Filling the Pothole Through Creating Accountability
Like much of Sri Lanka’s bureaucracy, NIPO is not accountable for its poor performance. However, entering an international agreement creates some level of visibility and accountability because of the automatic international monitoring, upgrading of systems and processors to be compliant with international standards and publicised feedback on compliance. In the case of the Madrid Protocol the obligation is to process international applications in 18 months, it creates no obligations to ensuring a reasonable time-frame for processing registrations for local applications in Colombo. Therefore, Madrid accession is not geared to fill the pothole in Colombo.
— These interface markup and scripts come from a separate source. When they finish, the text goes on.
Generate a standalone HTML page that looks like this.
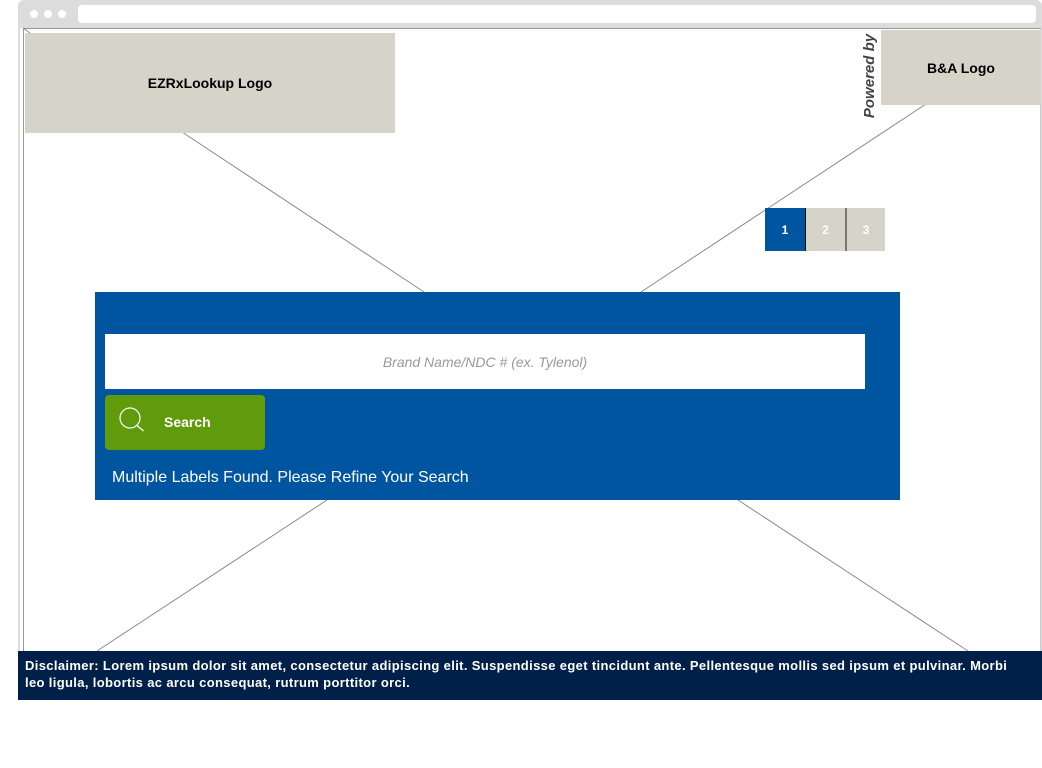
<!DOCTYPE html>
<html><head><meta charset="utf-8"><style>
*{margin:0;padding:0;box-sizing:border-box}
body{width:1042px;height:768px;background:#fff;position:relative;overflow:hidden;font-family:"Liberation Sans",Arial,sans-serif}
.a{position:absolute}
</style></head><body>
<div class="a" style="left:18px;top:0;width:1024px;height:700px;border:2px solid #dcdcdc;border-radius:6px 6px 0 0"></div>
<div class="a" style="left:18px;top:0;width:1024px;height:28px;background:#dcdcdc;border-radius:6px 6px 0 0"></div>
<div class="a" style="left:30px;top:10px;width:8px;height:8px;border-radius:50%;background:#fff"></div>
<div class="a" style="left:44px;top:10px;width:8px;height:8px;border-radius:50%;background:#fff"></div>
<div class="a" style="left:58px;top:10px;width:8px;height:8px;border-radius:50%;background:#fff"></div>
<div class="a" style="left:78px;top:5px;width:958px;height:18px;background:#fff;border-radius:4px"></div>
<div class="a" style="left:23px;top:28px;width:1018px;height:623px;border-left:1px solid #999;border-top:1px solid #999;border-right:1px solid #ccc"></div>
<svg class="a" style="left:0;top:0" width="1042" height="768">
<g stroke="#8a8a8a" stroke-width="1" fill="none">
<line x1="23" y1="28" x2="30" y2="33"/>
<line x1="182" y1="132" x2="424" y2="292"/>
<line x1="926" y1="104" x2="641" y2="292"/>
<line x1="327" y1="500" x2="97" y2="651"/>
<line x1="738" y1="500" x2="968" y2="651"/>
</g></svg>
<div class="a" style="left:25px;top:33px;width:370px;height:100px;background:#d6d3c9;display:flex;align-items:center;justify-content:center;font-weight:bold;font-size:14px;color:#000">EZRxLookup Logo</div>
<div class="a" style="left:881px;top:30px;width:160px;height:75px;background:#d6d3c9;display:flex;align-items:center;justify-content:center;font-weight:bold;font-size:14px;color:#000">B&amp;A Logo</div>
<div class="a" style="left:815px;top:66px;width:110px;height:20px;transform:rotate(-90deg);font-style:italic;font-weight:bold;font-size:15px;color:#444;text-align:center;line-height:20px">Powered by</div>
<div class="a" style="left:765px;top:208px;width:41px;height:43px;background:#0055a0;color:#fff;font-weight:bold;font-size:12px;display:flex;align-items:center;justify-content:center;border-right:1px solid #000">1</div>
<div class="a" style="left:806px;top:208px;width:41px;height:43px;background:#d6d3c9;color:#fff;font-weight:bold;font-size:12px;display:flex;align-items:center;justify-content:center;border-right:2px solid #777">2</div>
<div class="a" style="left:847px;top:208px;width:38px;height:43px;background:#d6d3c9;color:#fff;font-weight:bold;font-size:12px;display:flex;align-items:center;justify-content:center">3</div>
<div class="a" style="left:95px;top:292px;width:805px;height:208px;background:#0055a0"></div>
<div class="a" style="left:105px;top:334px;width:760px;height:55px;background:#fff;color:#999;font-style:italic;font-size:14px;display:flex;align-items:center;justify-content:center">Brand Name/NDC # (ex. Tylenol)</div>
<div class="a" style="left:105px;top:395px;width:160px;height:55px;background:#5f9b0b;border-radius:4px"></div>
<svg class="a" style="left:116px;top:405px" width="34" height="34"><circle cx="14" cy="13" r="10" stroke="#fff" stroke-width="1.2" fill="none"/><line x1="21" y1="20.5" x2="27.5" y2="26" stroke="#fff" stroke-width="1.3"/></svg>
<div class="a" style="left:164px;top:414px;font-weight:bold;font-size:14px;color:#fff">Search</div>
<div class="a" style="left:112px;top:469px;font-size:16px;color:#fff">Multiple Labels Found. Please Refine Your Search</div>
<div class="a" style="left:18px;top:651px;width:1024px;height:49px;background:#00204a;color:#fff;font-weight:bold;font-size:13px;letter-spacing:0.35px;line-height:17px;padding:6px 14px 0 7px">Disclaimer: Lorem ipsum dolor sit amet, consectetur adipiscing elit. Suspendisse eget tincidunt ante. Pellentesque mollis sed ipsum et pulvinar. Morbi leo ligula, lobortis ac arcu consequat, rutrum porttitor orci.</div>
</body></html>
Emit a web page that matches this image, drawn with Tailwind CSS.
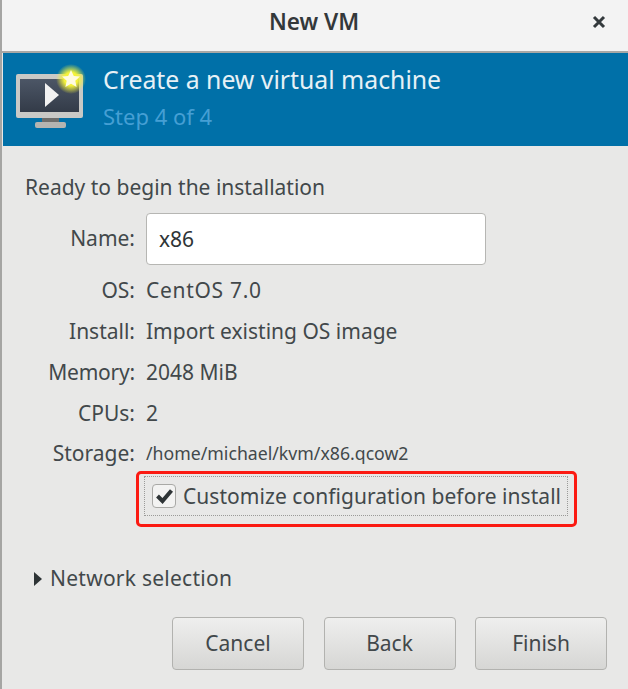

In fact, as matters stand, Madrid accession risks exacerbating the local registration problem; as NIPO is held accountable to meeting its international obligations created by the Madrid Protocol, it can neglect local applications even further. To prevent this, accountability of the Colombo Bureaucracy to Sri Lankan producers may require other instruments. At present, there is no mechanism in place for the private sector, a key stakeholder in the process to regularly interact with NIPO. Hence, one instrument is to put a system in place for the private sector be an active participant in the process. In addition, another instrument could be through the oversight committees of parliament: regularly enquiring and monitoring the bureaucracy on its local trademark registration performance and status of acce.